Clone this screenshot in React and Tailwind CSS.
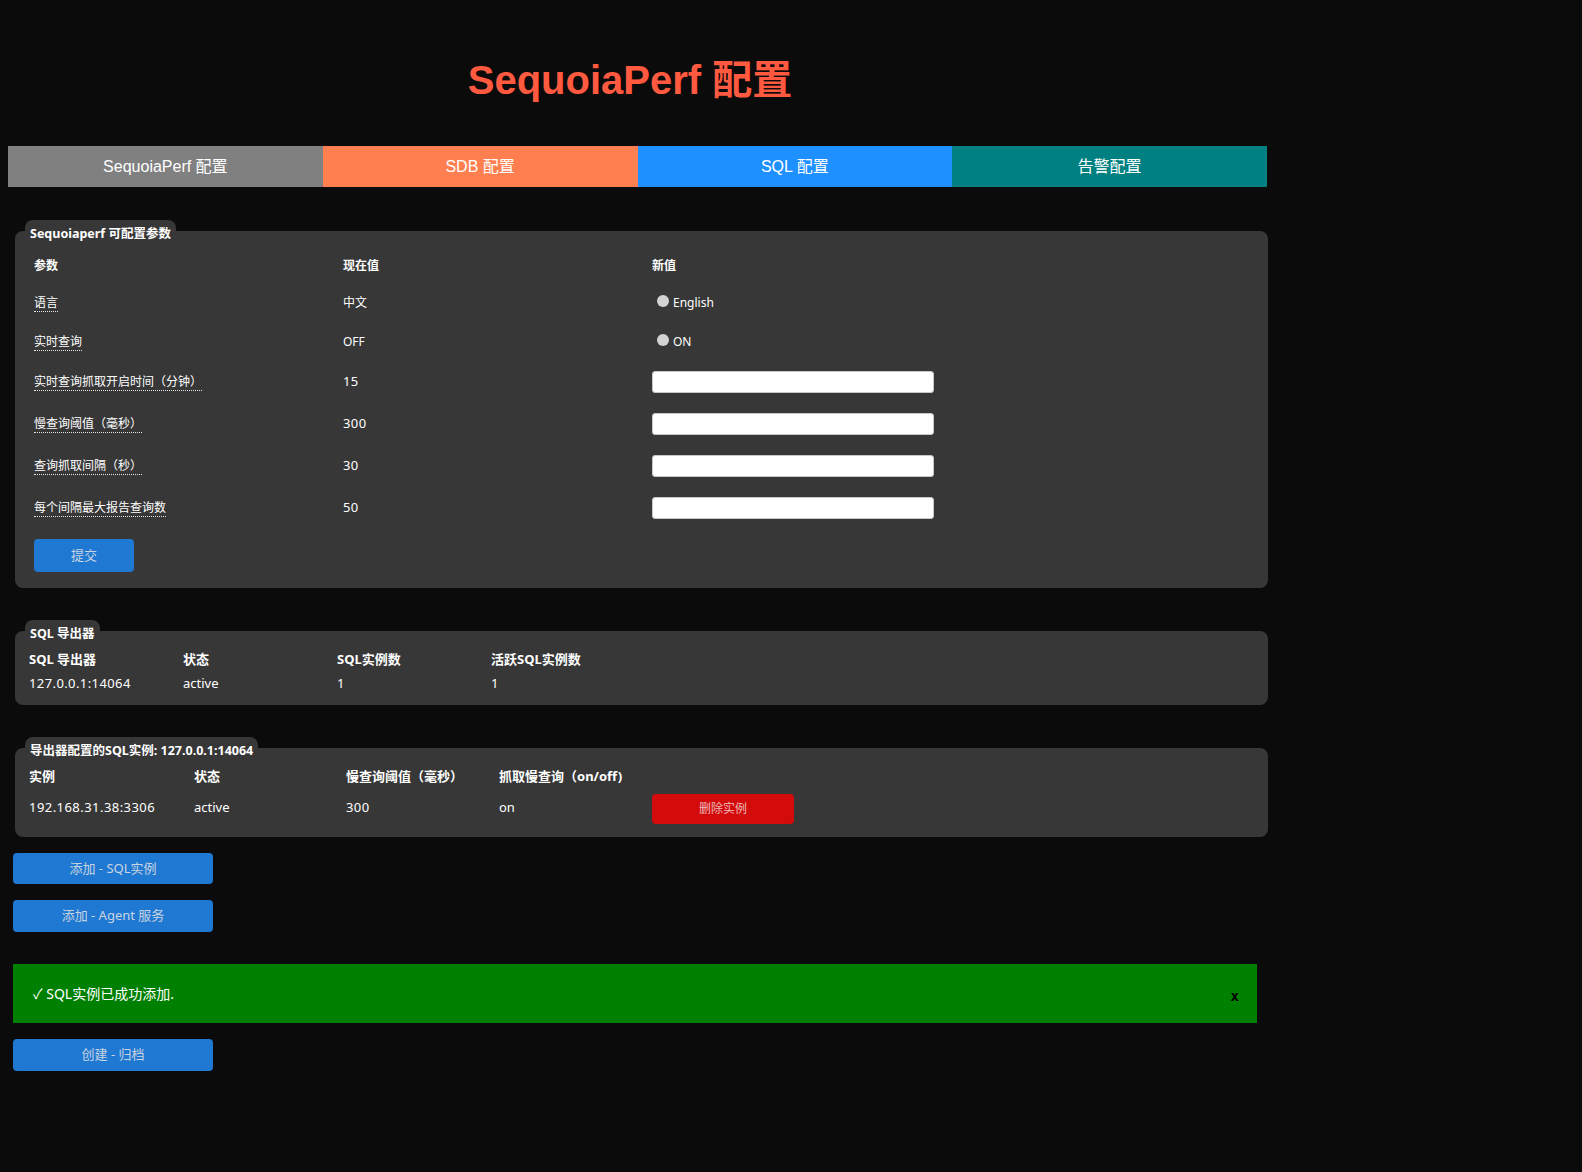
import React from "react";

function Legend({ children }) {
  return (
    <div className="relative z-10 ml-[10px] self-start rounded-t-[8px] bg-[#373737] px-[5px] h-[22px] text-[12.5px] font-bold leading-[28px] text-white whitespace-nowrap">
      {children}
    </div>
  );
}

function Panel({ legend, children, className }) {
  return (
    <div className={"ml-[15px] w-[1253px] flex flex-col " + (className || "")}>
      <Legend>{legend}</Legend>
      <div className="-mt-[11px] rounded-[8px] bg-[#373737]">{children}</div>
    </div>
  );
}

function Label({ children }) {
  return (
    <span className="border-b border-dotted border-[#e5e5e5] leading-[17px]">{children}</span>
  );
}

function Radio({ label }) {
  return (
    <label className="flex items-center gap-[4px]">
      <input
        type="radio"
        className="appearance-none w-[12px] h-[12px] rounded-full bg-[#d3d3d3] mb-[4px]"
      />
      <span>{label}</span>
    </label>
  );
}

function TextInput() {
  return (
    <input
      type="text"
      className="w-[282px] h-[22px] bg-white rounded-[3px] border border-[#c8c8c8] outline-none"
    />
  );
}

const blueBtn =
  "ml-[13px] w-[200px] rounded-[4px] bg-[#1f78d1] text-[13px] text-[#c9d4e2] flex items-center justify-center";

export default function App() {
  const rows = [
    { label: "实时查询抓取开启时间（分钟）", value: "15" },
    { label: "慢查询阈值（毫秒）", value: "300" },
    { label: "查询抓取间隔（秒）", value: "30" },
    { label: "每个间隔最大报告查询数", value: "50" },
  ];
  return (
    <div className="min-h-screen bg-[#0b0b0b] text-white font-['Noto_Sans','Noto_Sans_CJK_SC',sans-serif] text-[13px] pb-[40px]">
      <div className="w-[1244px] ml-2 pt-[57px] flex justify-center">
        <h1 className="text-[40px] leading-[46px] font-bold text-[#ff5a40] font-['Liberation_Sans','Noto_Sans_CJK_SC',sans-serif]">
          SequoiaPerf 配置
        </h1>
      </div>

      <div className="mt-[43px] ml-2 grid grid-cols-4 w-[1259px] h-[41px] text-[16px] font-['Liberation_Sans','Noto_Sans_CJK_SC',sans-serif] text-white">
        <div className="bg-[#808080] flex items-center justify-center pt-[1px]">SequoiaPerf 配置</div>
        <div className="bg-[#ff7f50] flex items-center justify-center pt-[1px]">SDB 配置</div>
        <div className="bg-[#1e90ff] flex items-center justify-center pt-[1px]">SQL 配置</div>
        <div className="bg-[#008080] flex items-center justify-center pt-[1px]">告警配置</div>
      </div>

      <Panel legend="Sequoiaperf 可配置参数" className="mt-[33px]">
        <div className="pt-[15px] pb-[16px] pl-[19px] text-[12px]">
          <div className="grid grid-cols-[309px_309px_1fr] h-[38px] items-center font-bold pt-[1px]">
            <div>参数</div>
            <div>现在值</div>
            <div>新值</div>
          </div>
          <div className="grid grid-cols-[309px_309px_1fr] h-[38px] items-center">
            <div><Label>语言</Label></div>
            <div>中文</div>
            <div className="pl-[5px]"><Radio label="English" /></div>
          </div>
          <div className="grid grid-cols-[309px_309px_1fr] h-[39px] items-center">
            <div><Label>实时查询</Label></div>
            <div>OFF</div>
            <div className="pl-[5px]"><Radio label="ON" /></div>
          </div>
          {rows.map((r) => (
            <div key={r.label} className="grid grid-cols-[309px_309px_1fr] h-[42px] items-center">
              <div><Label>{r.label}</Label></div>
              <div className="text-[13px] tracking-[0.4px]">{r.value}</div>
              <div className="flex"><TextInput /></div>
            </div>
          ))}
          <button className="mt-[10px] w-[100px] h-[33px] rounded-[4px] bg-[#1f78d1] text-[13px] text-[#c9d4e2]">
            提交
          </button>
        </div>
      </Panel>

      <Panel legend="SQL 导出器" className="mt-[32px]">
        <div className="pt-[17px] pb-[9px] pl-[14px]">
          <div className="grid grid-cols-[154px_154px_154px_154px] h-[24px] items-center font-bold">
            <div>SQL 导出器</div>
            <div>状态</div>
            <div>SQL实例数</div>
            <div>活跃SQL实例数</div>
          </div>
          <div className="grid grid-cols-[154px_154px_154px_154px] h-[24px] items-center">
            <div className="tracking-[0.4px]">127.0.0.1:14064</div>
            <div>active</div>
            <div>1</div>
            <div>1</div>
          </div>
        </div>
      </Panel>

      <Panel legend="导出器配置的SQL实例: 127.0.0.1:14064" className="mt-[32px]">
        <div className="pt-[17px] pb-[10px] pl-[14px]">
          <div className="grid grid-cols-[165px_152px_153px_153px_1fr] h-[24px] items-center font-bold">
            <div>实例</div>
            <div>状态</div>
            <div>慢查询阈值（毫秒）</div>
            <div>抓取慢查询（on/off)</div>
            <div></div>
          </div>
          <div className="grid grid-cols-[165px_152px_153px_153px_1fr] h-[38px] items-center">
            <div className="tracking-[0.45px]">192.168.31.38:3306</div>
            <div>active</div>
            <div className="tracking-[0.4px]">300</div>
            <div>on</div>
            <div className="flex">
              <button className="mt-[2px] w-[142px] h-[30px] rounded-[4px] bg-[#d40b0b] text-[12px] text-[#eab9b9]">
                删除实例
              </button>
            </div>
          </div>
        </div>
      </Panel>

      <button className={blueBtn + " mt-[16px] h-[31px]"}>添加 - SQL实例</button>
      <button className={blueBtn + " mt-[16px] h-[32px]"}>添加 - Agent 服务</button>

      <div className="mt-[32px] ml-[13px] w-[1244px] h-[59px] bg-[#008000] flex items-center justify-between pl-[20px] pr-[18px]">
        <span className="text-[14px] text-white">✓ SQL实例已成功添加.</span>
        <span className="text-[14px] font-bold text-black font-['DejaVu_Sans_Mono',monospace] mt-[5px]">x</span>
      </div>

      <button className={blueBtn + " mt-[16px] h-[32px]"}>创建 - 归档</button>
    </div>
  );
}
· · ·
DIRECTIONS:
Transcribe the material exactly, keeping every word and none of the pictures.

RESPONSE TO THIS TASK:
Clone this screenshot in React and Tailwind CSS.
import React from "react";

function Legend({ children }) {
  return (
    <div className="relative z-10 ml-[10px] self-start rounded-t-[8px] bg-[#373737] px-[5px] h-[22px] text-[12.5px] font-bold leading-[28px] text-white whitespace-nowrap">
      {children}
    </div>
  );
}

function Panel({ legend, children, className }) {
  return (
    <div className={"ml-[15px] w-[1253px] flex flex-col " + (className || "")}>
      <Legend>{legend}</Legend>
      <div className="-mt-[11px] rounded-[8px] bg-[#373737]">{children}</div>
    </div>
  );
}

function Label({ children }) {
  return (
    <span className="border-b border-dotted border-[#e5e5e5] leading-[17px]">{children}</span>
  );
}

function Radio({ label }) {
  return (
    <label className="flex items-center gap-[4px]">
      <input
        type="radio"
        className="appearance-none w-[12px] h-[12px] rounded-full bg-[#d3d3d3] mb-[4px]"
      />
      <span>{label}</span>
    </label>
  );
}

function TextInput() {
  return (
    <input
      type="text"
      className="w-[282px] h-[22px] bg-white rounded-[3px] border border-[#c8c8c8] outline-none"
    />
  );
}

const blueBtn =
  "ml-[13px] w-[200px] rounded-[4px] bg-[#1f78d1] text-[13px] text-[#c9d4e2] flex items-center justify-center";

export default function App() {
  const rows = [
    { label: "实时查询抓取开启时间（分钟）", value: "15" },
    { label: "慢查询阈值（毫秒）", value: "300" },
    { label: "查询抓取间隔（秒）", value: "30" },
    { label: "每个间隔最大报告查询数", value: "50" },
  ];
  return (
    <div className="min-h-screen bg-[#0b0b0b] text-white font-['Noto_Sans','Noto_Sans_CJK_SC',sans-serif] text-[13px] pb-[40px]">
      <div className="w-[1244px] ml-2 pt-[57px] flex justify-center">
        <h1 className="text-[40px] leading-[46px] font-bold text-[#ff5a40] font-['Liberation_Sans','Noto_Sans_CJK_SC',sans-serif]">
          SequoiaPerf 配置
        </h1>
      </div>

      <div className="mt-[43px] ml-2 grid grid-cols-4 w-[1259px] h-[41px] text-[16px] font-['Liberation_Sans','Noto_Sans_CJK_SC',sans-serif] text-white">
        <div className="bg-[#808080] flex items-center justify-center pt-[1px]">SequoiaPerf 配置</div>
        <div className="bg-[#ff7f50] flex items-center justify-center pt-[1px]">SDB 配置</div>
        <div className="bg-[#1e90ff] flex items-center justify-center pt-[1px]">SQL 配置</div>
        <div className="bg-[#008080] flex items-center justify-center pt-[1px]">告警配置</div>
      </div>

      <Panel legend="Sequoiaperf 可配置参数" className="mt-[33px]">
        <div className="pt-[15px] pb-[16px] pl-[19px] text-[12px]">
          <div className="grid grid-cols-[309px_309px_1fr] h-[38px] items-center font-bold pt-[1px]">
            <div>参数</div>
            <div>现在值</div>
            <div>新值</div>
          </div>
          <div className="grid grid-cols-[309px_309px_1fr] h-[38px] items-center">
            <div><Label>语言</Label></div>
            <div>中文</div>
            <div className="pl-[5px]"><Radio label="English" /></div>
          </div>
          <div className="grid grid-cols-[309px_309px_1fr] h-[39px] items-center">
            <div><Label>实时查询</Label></div>
            <div>OFF</div>
            <div className="pl-[5px]"><Radio label="ON" /></div>
          </div>
          {rows.map((r) => (
            <div key={r.label} className="grid grid-cols-[309px_309px_1fr] h-[42px] items-center">
              <div><Label>{r.label}</Label></div>
              <div className="text-[13px] tracking-[0.4px]">{r.value}</div>
              <div className="flex"><TextInput /></div>
            </div>
          ))}
          <button className="mt-[10px] w-[100px] h-[33px] rounded-[4px] bg-[#1f78d1] text-[13px] text-[#c9d4e2]">
            提交
          </button>
        </div>
      </Panel>

      <Panel legend="SQL 导出器" className="mt-[32px]">
        <div className="pt-[17px] pb-[9px] pl-[14px]">
          <div className="grid grid-cols-[154px_154px_154px_154px] h-[24px] items-center font-bold">
            <div>SQL 导出器</div>
            <div>状态</div>
            <div>SQL实例数</div>
            <div>活跃SQL实例数</div>
          </div>
          <div className="grid grid-cols-[154px_154px_154px_154px] h-[24px] items-center">
            <div className="tracking-[0.4px]">127.0.0.1:14064</div>
            <div>active</div>
            <div>1</div>
            <div>1</div>
          </div>
        </div>
      </Panel>

      <Panel legend="导出器配置的SQL实例: 127.0.0.1:14064" className="mt-[32px]">
        <div className="pt-[17px] pb-[10px] pl-[14px]">
          <div className="grid grid-cols-[165px_152px_153px_153px_1fr] h-[24px] items-center font-bold">
            <div>实例</div>
            <div>状态</div>
            <div>慢查询阈值（毫秒）</div>
            <div>抓取慢查询（on/off)</div>
            <div></div>
          </div>
          <div className="grid grid-cols-[165px_152px_153px_153px_1fr] h-[38px] items-center">
            <div className="tracking-[0.45px]">192.168.31.38:3306</div>
            <div>active</div>
            <div className="tracking-[0.4px]">300</div>
            <div>on</div>
            <div className="flex">
              <button className="mt-[2px] w-[142px] h-[30px] rounded-[4px] bg-[#d40b0b] text-[12px] text-[#eab9b9]">
                删除实例
              </button>
            </div>
          </div>
        </div>
      </Panel>

      <button className={blueBtn + " mt-[16px] h-[31px]"}>添加 - SQL实例</button>
      <button className={blueBtn + " mt-[16px] h-[32px]"}>添加 - Agent 服务</button>

      <div className="mt-[32px] ml-[13px] w-[1244px] h-[59px] bg-[#008000] flex items-center justify-between pl-[20px] pr-[18px]">
        <span className="text-[14px] text-white">✓ SQL实例已成功添加.</span>
        <span className="text-[14px] font-bold text-black font-['DejaVu_Sans_Mono',monospace] mt-[5px]">x</span>
      </div>

      <button className={blueBtn + " mt-[16px] h-[32px]"}>创建 - 归档</button>
    </div>
  );
}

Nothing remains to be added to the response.